NEW YORK — As New York City teeters on the brink of another citywide lockdown, Mayor Bill de Blasio faced further outcry Thursday over his decision to shut down the city’s public schools in the face of surging coronavirus cases here and around the country.
About a hundred parents protested outside the mayor's daily press briefing at City Hall, joining city elected officials and advocates who have decried the city’s decision to suspend in-person learning.
But Gov. Andrew Cuomo made no indication he would intervene, as restaurants, bars and gyms remain open — further angering parents who argue the city and state’s priorities are backward.“If we’re worried about reducing community transmission, shut the bars down, close the restaurants, close the gyms, pass a stimulus bill to make sure that they stay in business but don’t close the schools,” said Reshma Saujani, an educator with a child at PS 11 in Chelsea, at the City Hall rally. “The schools should be the last close.”
The city reached a 7-day rolling average of 3 percent on Wednesday, hitting the threshold de Blasio established in September that automatically triggers public school shutdowns.
The mayor and governor have been somewhat more united in recent days than throughout the pandemic, but different metrics kept by the state and city that can trigger further restrictions are sowing confusion and frustration.
Cuomo reiterated Thursday that he will close down restaurants and bars if the citywide, 7-day positivity rate reaches 3 percent, based on the state-mandated cluster strategy he rolled out earlier this year.
But the city and state keep different stats — according to the city health department, New York hit the 3 percent mark Wednesday.
According to the state, the city is still hovering at 2.5 percent.“I do believe more targeted responses are better,” Cuomo told reporters Thursday when asked to weigh in on de Blasio’s decision. But he also said he would leave “the discretion up to the local school districts.”
Despite the statistical lag, de Blasio said the closure of restaurants, bars and other public gatherings is imminent. New York City is expected to be an “orange zone” in the next week or two, meaning indoor dining and gyms cease operations; houses of worship are reduced to 33 percent capacity, with a maximum of 25 people; and mass indoor and outdoor gatherings are limited to 10 people, according to state guidelines.

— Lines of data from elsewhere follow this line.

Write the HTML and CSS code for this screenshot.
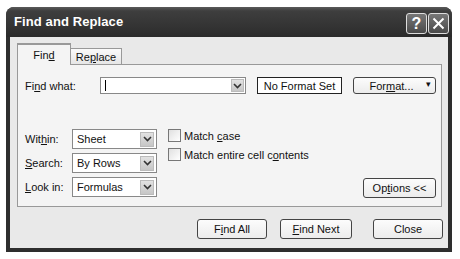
FILE: index.html
```html
<!DOCTYPE html>
<html>
<head>
<meta charset="utf-8">
<link rel="stylesheet" href="styles.css">
</head>
<body>
<div class="window">
  <div class="titlebar">
    <span class="title">Find and Replace</span>
    <div class="tbtns">
      <span class="tbtn">?</span>
      <span class="tbtn">
        <svg width="13" height="13" viewBox="0 0 13 13"><path d="M1.5 1.5 L11.5 11.5 M11.5 1.5 L1.5 11.5" stroke="#fff" stroke-width="2" fill="none"/></svg>
      </span>
    </div>
  </div>
  <div class="client">
    <div class="tabs">
      <div class="tab active">Fin<u>d</u></div>
      <div class="tab">Re<u>p</u>lace</div>
    </div>
    <div class="panel">
      <div class="find-row">
        <span class="label find-label">Fi<u>n</u>d what:</span>
        <div class="combo wide">
          <span class="caret"></span>
          <span class="arrow"><svg width="9" height="6" viewBox="0 0 9 6"><path d="M1 1 L4.5 4.5 L8 1" stroke="#333" stroke-width="1.6" fill="none"/></svg></span>
        </div>
        <div class="noformat">No Format Set</div>
        <div class="btn format-btn"><span>For<u>m</u>at...</span><span class="tri">▾</span></div>
      </div>
      <div class="options">
        <div class="selects">
          <div class="sel-row"><span class="label">Wit<u>h</u>in:</span><div class="combo sel"><span class="val">Sheet</span><span class="arrow"><svg width="9" height="6" viewBox="0 0 9 6"><path d="M1 1 L4.5 4.5 L8 1" stroke="#333" stroke-width="1.6" fill="none"/></svg></span></div></div>
          <div class="sel-row"><span class="label"><u>S</u>earch:</span><div class="combo sel"><span class="val">By Rows</span><span class="arrow"><svg width="9" height="6" viewBox="0 0 9 6"><path d="M1 1 L4.5 4.5 L8 1" stroke="#333" stroke-width="1.6" fill="none"/></svg></span></div></div>
          <div class="sel-row"><span class="label"><u>L</u>ook in:</span><div class="combo sel"><span class="val">Formulas</span><span class="arrow"><svg width="9" height="6" viewBox="0 0 9 6"><path d="M1 1 L4.5 4.5 L8 1" stroke="#333" stroke-width="1.6" fill="none"/></svg></span></div></div>
        </div>
        <div class="checks">
          <div class="check-row"><span class="box"></span><span>Match <u>c</u>ase</span></div>
          <div class="check-row"><span class="box"></span><span>Match entire cell c<u>o</u>ntents</span></div>
        </div>
        <div class="opt-wrap">
          <div class="btn opt-btn">Op<u>t</u>ions &lt;&lt;</div>
        </div>
      </div>
    </div>
    <div class="buttons">
      <div class="btn bbtn findall">F<u>i</u>nd All</div>
      <div class="btn bbtn findnext"><u>F</u>ind Next</div>
      <div class="btn bbtn close">Close</div>
    </div>
  </div>
</div>
</body>
</html>
```
FILE: styles.css
```css
* { box-sizing: border-box; }
html, body { margin: 0; padding: 0; background: #fff; }
body {
  font-family: "Liberation Sans", Arial, sans-serif;
  font-size: 11px;
  color: #111;
  padding: 7px 0 0 6px;
}
u { text-decoration: underline; text-underline-offset: 1px; }
.window {
  width: 446px;
  height: 245px;
  background: #2e2e2e;
  border-radius: 8px 8px 0 0;
  padding: 0 4px 4px 4px;
  display: flex;
  flex-direction: column;
}
.titlebar {
  height: 30px;
  display: flex;
  align-items: flex-start;
  justify-content: space-between;
  padding: 0 0 0 4px;
  background: linear-gradient(#5a5a5a 0, #3e3e3e 4px, #333 20px, #2a2a2a 30px);
  border-radius: 8px 8px 0 0;
  margin: 0 -4px;
  padding-left: 8px;
  padding-right: 3px;
}
.title {
  color: #fff;
  font-weight: bold;
  font-size: 13px;
  line-height: 30px;
  letter-spacing: 0.1px;
}
.tbtns { display: flex; gap: 1px; margin-top: 6px; }
.tbtn {
  width: 21px;
  height: 21px;
  border: 1px solid #ddd;
  border-radius: 3px;
  background: linear-gradient(#777, #4a4a4a);
  color: #fff;
  font-weight: bold;
  font-size: 16px;
  display: flex;
  align-items: center;
  justify-content: center;
  line-height: 1;
}
.client {
  flex: 1;
  background: #e9e9e9;
  padding-top: 6px;
  display: flex;
  flex-direction: column;
}
.tabs {
  display: flex;
  align-items: flex-end;
  padding-left: 7px;
  height: 21px;
  position: relative;
  z-index: 1;
}
.tab {
  height: 16px;
  width: 51px;
  border: 1px solid #999;
  border-bottom: none;
  border-left: none;
  background: linear-gradient(#fafafa, #e6e6e6);
  display: flex;
  align-items: center;
  justify-content: center;
  padding-top: 1px;
  font-size: 11px;
}
.tab.active {
  height: 22px;
  width: 54px;
  border-left: 1px solid #999;
  background: #f4f4f4;
  margin-bottom: -1px;
  border-top: 2px solid #999;
  padding-top: 0;
}
.panel {
  margin: 0 6px 0 7px;
  height: 143px;
  border: 1px solid #999;
  background: #f4f4f4;
  padding: 12px 5px 0 7px;
  display: flex;
  flex-direction: column;
}
.find-row {
  display: flex;
  align-items: center;
  height: 17px;
}
.label { display: inline-block; }
.find-label { width: 75px; }
.combo {
  background: #fff;
  border: 1px solid #888;
  display: flex;
  align-items: center;
  justify-content: space-between;
  padding: 1px 1px 1px 3px;
}
.combo.wide { width: 146px; height: 17px; }
.caret { width: 1px; height: 11px; background: #000; margin-left: 1px; }
.arrow {
  width: 13px;
  height: 13px;
  background: linear-gradient(#e2e2e2, #c6c6c6);
  border: 1px solid #bbb;
  display: flex;
  align-items: center;
  justify-content: center;
}
.combo.wide .arrow { height: 13px; }
.noformat {
  margin-left: 11px;
  width: 85px;
  height: 17px;
  border: 1px solid #222;
  background: #fff;
  display: flex;
  align-items: center;
  justify-content: center;
}
.btn {
  border: 1px solid #444;
  border-radius: 3px;
  background: linear-gradient(#fcfcfc, #ececec);
  display: flex;
  align-items: center;
  justify-content: center;
}
.format-btn {
  margin-left: 11px;
  width: 83px;
  height: 17px;
  position: relative;
  padding-right: 6px;
}
.format-btn .tri {
  position: absolute;
  right: 4px;
  top: 1px;
  font-size: 9px;
}
.options {
  display: flex;
  margin-top: 35px;
  flex: 1;
}
.selects { display: flex; flex-direction: column; gap: 4px; }
.sel-row { display: flex; align-items: center; height: 20px; }
.sel-row .label { width: 47px; }
.combo.sel { width: 85px; height: 20px; padding: 2px 2px 2px 4px; }
.combo.sel .arrow { height: 15px; width: 14px; }
.checks {
  margin-left: 11px;
  display: flex;
  flex-direction: column;
  gap: 6px;
}
.check-row { display: flex; align-items: center; height: 13px; gap: 3px; }
.box {
  width: 13px;
  height: 13px;
  border: 1px solid #777;
  background: linear-gradient(135deg, #e0e0e0, #fff);
}
.opt-wrap {
  flex: 1;
  display: flex;
  align-items: flex-end;
  justify-content: flex-end;
  padding-bottom: 8px;
}
.opt-btn { width: 73px; height: 20px; }
.buttons {
  display: flex;
  padding-left: 187px;
  margin-top: 12px;
}
.bbtn { height: 20px; width: 70px; }
.findnext { margin-left: 13px; width: 72px; }
.close { margin-left: 21px; }
```
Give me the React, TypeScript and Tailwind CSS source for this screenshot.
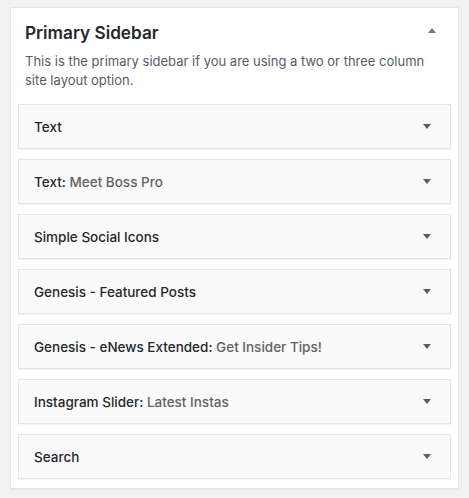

“From what the governor said yesterday, and the numbers certainly reflect it, I don’t think it’s an ‘if’ the city is going into an orange zone, it’s a ‘when’ the city’s going into an orange zone,” de Blasio said. “By any normal count, just looking at the state’s own number system, we’re talking a week or two before we’re in that orange zone status. I’m sorry to say that, but that’s the blunt truth.”
Meanwhile, the mayor said the city is crafting new metrics to reopen schools, which are expected to remain closed at least through Thanksgiving.
“We are pausing. We are resetting the equation,” he told reporters. “We need to come to a new agreement with the state, with the people of this city, with parents, with all the folks who work in schools on what’s going to work for this new time. But clearly more testing is crucial, and clear standards that everyone can understand, and being really clear that we want to take the bar even higher.”
De Blasio expects to update New Yorkers in the coming days with a reopening plan, though the mayor and key members of his administration declined to provide specifics and explain whether in-person learning could resume when the citywide positivity rate is at 4 percent, for example, despite being shut down at 3 percent. The city health department did not respond to a request for clarity on the latter point.
The parents gathered outside City Hall accused the mayor of playing politics, while endangering the welfare of vulnerable communities who rely on schooling for structure, the ability of parents to go to work, and in some cases, daily meals for students.
Nobles Crawford, a state Democratic committee member who has a child at PS 158 in Washington Heights, argued union leadership refuses to meet parents and their teachers at the table to make common sense recommendations to de Blasio “who is more than happy to play politics with the governor.”
“[We’re] in the middle of some larger political game and we’re being left behind in the lurch and the people that it’s affecting most are our Black and Brown communities,” Crawford said.
The de Blasio administration settled on the 3 percent threshold after facing pressure from the United Federation of Teachers this summer, which threatened to strike if certain safety measures were not reached.
“We want to look at geographical issues. We want to look at test positivity levels. We want to look at a lot of things,” de Blasio said. “I don't want to start surmising and throwing things out randomly.”
De Blasio said the city needs to look around the world to identify higher standards “to be absolutely certain we can keep our kids and our adults in the school system safe.”
New York City reported a 7-day rolling average Covid-19 positivity rate of 3.01 percent, de Blasio said. The city also reported 1,255 new Covid-19 cases, based on a 7-day rolling average — a statistic that “keeps growing and worries me a lot,” de Blasio said.
The city reported 115 hospital admissions, with 34.45 percent of those patients testing positive for the novel coronavirus.